French fashion brand Dior is exploring its relationship with British culture by sponsoring an exhibition at London’s Victoria and Albert Museum in what is the label’s largest retrospective in the United Kingdom.
Situated in the museum’s Sainsbury Gallery, the exhibit will highlight collaborations between Dior and British manufacturers as well as designs created for notable Britons, including Princess Margaret. “Christian Dior: Designer of Dreams” will be on display from Feb. 2 to July 14 and is the museum’s biggest fashion exhibit since 2015’s “Alexander McQueen: Savage Beauty” (see story).
“More than exploring the designer and his design process, this exhibit is important because it provides a textbook example of how singular fashion brands evolved during the 20th century,” said Thomaï Serdari, brand strategist and professor of luxury marketing at New York University and coeditor of “Luxury: History Culture Consumption,” New York.
“The growth of the Dior brand happened concurrently with the expansion of the fashion industry in the mass market,” Ms. Serdari said. “It is at that level that the dreamy character of Dior couture captured the popular imagination equating it with fashion that the fairest of ladies should wear.”
Ms. Serdari is not affiliated with Dior, but agreed to comment as an industry expert. Dior was reached for comment.
From the archives
Christian Dior opened its first London boutique in 1952, but the exhibition includes items from the label’s inception in 1947.
The exhibit displays more than 500 artifacts from the Dior Archives, including more than 200 haute couture gowns, fashion photography, vintage perfume and even personal possessions from the brand's eponymous designer.
Fashion illustrations by René Gruau are included in the exhibition. Image credit: Victoria and Albert Museum
Playing up the designer’s appreciation of British culture, the Museum of London has loaned the Christian Dior dress Princess Margaret wore for her 21st birthday in 1951. A portrait of Princess Margaret posing in the embroidered gown is also on display during the exhibition.
A special section is devoted to Dior’s fascination with England and the country homes and luxurious hotels that inspired Mr. Dior.

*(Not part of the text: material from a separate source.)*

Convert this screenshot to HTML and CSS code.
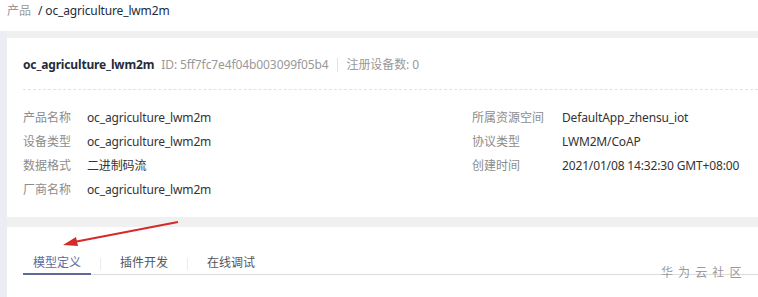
FILE: index.html
```html
<!DOCTYPE html>
<html lang="zh">
<head>
<meta charset="utf-8">
<link rel="stylesheet" href="styles.css">
</head>
<body>
<div class="page">
  <div class="breadcrumb">
    <span class="crumb-root">产品</span>
    <span class="crumb-cur">/ oc_agriculture_lwm2m</span>
  </div>
  <div class="main">
    <section class="card info-card">
      <div class="card-head">
        <span class="title">oc_agriculture_lwm2m</span>
        <span class="meta">ID: 5ff7fc7e4f04b003099f05b4</span>
        <span class="vsep"></span>
        <span class="meta">注册设备数: 0</span>
      </div>
      <div class="info-grid">
        <span class="label">产品名称</span><span class="value">oc_agriculture_lwm2m</span>
        <span class="label">所属资源空间</span><span class="value">DefaultApp_zhensu_iot</span>
        <span class="label">设备类型</span><span class="value">oc_agriculture_lwm2m</span>
        <span class="label">协议类型</span><span class="value">LWM2M/CoAP</span>
        <span class="label">数据格式</span><span class="value">二进制码流</span>
        <span class="label">创建时间</span><span class="value">2021/01/08 14:32:30 GMT+08:00</span>
        <span class="label">厂商名称</span><span class="value">oc_agriculture_lwm2m</span>
      </div>
    </section>
    <section class="card tab-card">
      <div class="tabs">
        <span class="tab active">模型定义</span>
        <span class="tsep"></span>
        <span class="tab">插件开发</span>
        <span class="tsep"></span>
        <span class="tab">在线调试</span>
      </div>
    </section>
  </div>
  <svg class="arrow" width="758" height="297" viewBox="0 0 758 297">
    <line x1="178" y1="222" x2="74" y2="242" stroke="#d42a2a" stroke-width="2"/>
    <polygon points="63,245 76,237 78,246" fill="#d42a2a"/>
  </svg>
  <div class="watermark">华 为 云 社 区</div>
</div>
</body>
</html>
```
FILE: styles.css
```css
html, body {
  margin: 0;
  padding: 0;
  background: #fff;
}
body {
  font-family: "Noto Sans", "Noto Sans CJK SC", sans-serif;
  font-size: 12px;
  color: #333;
}
.page {
  position: relative;
  width: 758px;
  height: 297px;
  overflow: hidden;
}
.breadcrumb {
  height: 31px;
  padding-left: 7px;
  line-height: 22px;
  display: flex;
  gap: 7px;
}
.crumb-root { color: #999; }
.crumb-cur { color: #252b3a; letter-spacing: -0.15px; }
.main {
  background: #f0f0f0;
  border-left: 7px solid #ecedf4;
  padding-top: 7px;
  display: flex;
  flex-direction: column;
  gap: 10px;
  height: 266px;
  box-sizing: border-box;
}
.card {
  background: #fff;
}
.info-card {
  padding: 17px 0 15px 16px;
  height: 179px;
  box-sizing: border-box;
}
.card-head {
  display: flex;
  align-items: center;
  line-height: 20px;
  padding-bottom: 14px;
  border-bottom: 1px dashed #e2e2e2;
}
.title {
  font-weight: bold;
  color: #252b3a;
  margin-right: 7px;
  letter-spacing: -0.15px;
}
.meta { color: #999; letter-spacing: -0.1px; }
.vsep {
  width: 1px;
  height: 14px;
  background: #e2e2e2;
  margin: 0 9px 0 8px;
}
.info-grid {
  padding-top: 16px;
  display: grid;
  grid-template-columns: 64px 385px 90px 1fr;
  line-height: 24px;
}
.label { color: #8c8c8c; }
.value { color: #333; letter-spacing: -0.15px; }
.tab-card {
  flex: 1;
  padding: 26px 0 0 16px;
}
.tabs {
  display: flex;
  align-items: center;
  border-bottom: 1px solid #dcdcdc;
}
.tab {
  padding: 0 10px;
  line-height: 20px;
  border-bottom: 2px solid transparent;
  margin-bottom: -1px;
  color: #555;
}
.tab.active {
  color: #5e6b9a;
  border-bottom-color: #5e6b9a;
}
.tsep {
  width: 1px;
  height: 12px;
  background: #ececec;
  margin: 0 9px;
}
.arrow {
  position: absolute;
  left: 0;
  top: 0;
  pointer-events: none;
}
.watermark {
  position: absolute;
  left: 661px;
  top: 264px;
  color: #9a9a9a;
  font-size: 12px;
  letter-spacing: 1px;
  line-height: 18px;
  white-space: nowrap;
}
```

Dior often staged fashion shows in stately British homes, including Blenheim Palace in 1954. Some of those ensembles are included in the collection at the Victoria and Albert.
Precision-cut crystal maker Swarovski is another supporter of the exhibition, and its materials are featured in numerous pieces. The relationship between Swarovski and Dior spans decades and is highlighted through a crystal embellished golden gown created for actress Charlize Theron.

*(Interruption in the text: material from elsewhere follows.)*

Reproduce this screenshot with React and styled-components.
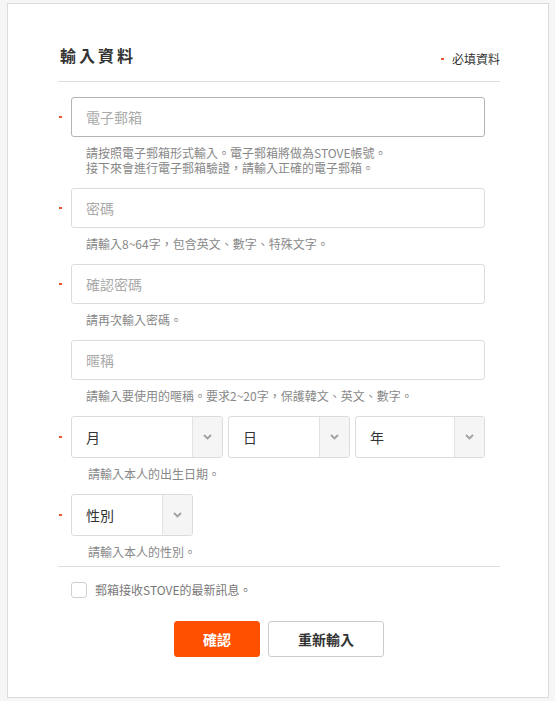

Christian Dior Bar suit. Image credit: Victoria and Albert Museum
The museum also features works by the designers who have been at the helm since Mr. Dior’s passing. Among the British collaborators also included in the display are Dents, Rayne, Lyle & Scott and Mitchel Maer.

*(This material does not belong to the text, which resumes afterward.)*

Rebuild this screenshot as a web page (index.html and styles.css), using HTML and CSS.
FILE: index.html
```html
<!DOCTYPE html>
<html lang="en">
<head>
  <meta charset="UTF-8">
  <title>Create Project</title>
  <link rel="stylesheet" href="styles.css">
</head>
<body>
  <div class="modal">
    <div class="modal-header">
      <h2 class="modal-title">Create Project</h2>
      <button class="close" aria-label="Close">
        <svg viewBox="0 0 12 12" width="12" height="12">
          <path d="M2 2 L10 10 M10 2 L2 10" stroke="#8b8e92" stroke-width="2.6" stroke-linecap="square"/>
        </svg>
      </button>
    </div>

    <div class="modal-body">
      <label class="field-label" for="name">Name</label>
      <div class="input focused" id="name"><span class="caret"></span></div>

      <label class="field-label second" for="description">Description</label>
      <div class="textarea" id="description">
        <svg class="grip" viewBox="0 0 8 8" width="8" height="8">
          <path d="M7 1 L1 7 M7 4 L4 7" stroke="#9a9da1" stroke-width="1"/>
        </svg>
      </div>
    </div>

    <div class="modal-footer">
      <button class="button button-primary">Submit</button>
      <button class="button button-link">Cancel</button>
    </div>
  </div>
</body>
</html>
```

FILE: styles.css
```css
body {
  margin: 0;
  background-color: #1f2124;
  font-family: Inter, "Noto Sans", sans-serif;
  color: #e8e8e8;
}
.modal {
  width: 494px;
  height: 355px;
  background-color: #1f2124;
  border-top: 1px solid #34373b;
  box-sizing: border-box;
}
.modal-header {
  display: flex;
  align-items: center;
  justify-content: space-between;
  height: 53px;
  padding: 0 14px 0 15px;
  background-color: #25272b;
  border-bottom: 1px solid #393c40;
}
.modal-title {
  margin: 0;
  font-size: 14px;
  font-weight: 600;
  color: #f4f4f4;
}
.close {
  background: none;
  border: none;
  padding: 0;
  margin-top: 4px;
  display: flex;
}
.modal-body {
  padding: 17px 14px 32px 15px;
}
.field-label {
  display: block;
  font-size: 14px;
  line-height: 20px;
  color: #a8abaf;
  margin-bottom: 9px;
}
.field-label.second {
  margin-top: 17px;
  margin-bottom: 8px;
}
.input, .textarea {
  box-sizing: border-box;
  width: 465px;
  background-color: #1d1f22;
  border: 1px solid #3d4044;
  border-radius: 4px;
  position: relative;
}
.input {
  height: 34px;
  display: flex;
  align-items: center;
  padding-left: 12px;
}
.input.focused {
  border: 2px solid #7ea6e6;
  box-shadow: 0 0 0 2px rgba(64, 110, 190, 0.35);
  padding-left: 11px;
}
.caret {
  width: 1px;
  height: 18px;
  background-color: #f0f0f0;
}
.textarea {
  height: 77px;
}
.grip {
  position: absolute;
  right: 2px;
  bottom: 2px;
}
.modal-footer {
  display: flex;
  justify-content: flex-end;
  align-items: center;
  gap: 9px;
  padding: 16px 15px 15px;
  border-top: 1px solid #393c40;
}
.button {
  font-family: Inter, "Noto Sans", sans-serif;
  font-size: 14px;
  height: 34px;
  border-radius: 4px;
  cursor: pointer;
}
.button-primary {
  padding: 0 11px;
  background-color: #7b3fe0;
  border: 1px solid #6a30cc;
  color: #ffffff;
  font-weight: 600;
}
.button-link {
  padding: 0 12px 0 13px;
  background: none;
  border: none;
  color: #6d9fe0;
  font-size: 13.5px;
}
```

For an educational aspect, the Victoria and Albert is hosting tours and special events to coincide with the exhibition. These opportunities include fashion illustration classes, photography courses and lectures.
The Dior exhibition was revamped for the Victoria and Albert Museum, but was inspired by a prior event at Les Arts Décoratifs in Paris, which celebrated the anniversary of the atelier’s founding.
“Christian Dior, Couturier du Rêve” was a retrospective of its founder and its couturiers, displaying more than 300 dresses and accompanying photographs.
Works of art were also incorporated into the exhibit from the Louvre Museum, the Orsay Museum and the Orangerie Museum, the Palace of Versailles, the Center Pompidou, the Museum of Decorative Arts and numerous private collections (see story).
Previously, Dior worked with the Musée International de la Parfumerie in Grasse, France to trace the legacy of its founder through scent.
The exhibit “Christian Dior – Espirit de Parfums” was a multisensory look at some of Mr. Dior’s most iconic fragrance creations as well as highlights of his life. Produced with support of Christian Dior Perfumes, the exhibit also featured the inseparable link between Dior’s fashion and fragrance creations, starting with the simultaneous launch of the New Look and Miss Dior (see story).
Designer of Dreams opts for a broader look at the label with a British angle.
“The exhibit provides several access points for the audience to enjoy and reflect on the role of fashion and how it has shaped modernity and our lives,” Ms. Sedari said.
“One can look at the details, on the micro level, and appreciate the craftsmanship or vision of the creator or, alternatively, one steps into the world of branding that reinforces the founder's dream through codification and signs that keep the brand alive and relevant,” she said. “Finally, on the macro level, one can gain a comprehensive view and understand how globalization presents new opportunities and challenges to creative houses that need to expand while also preserving the dream.”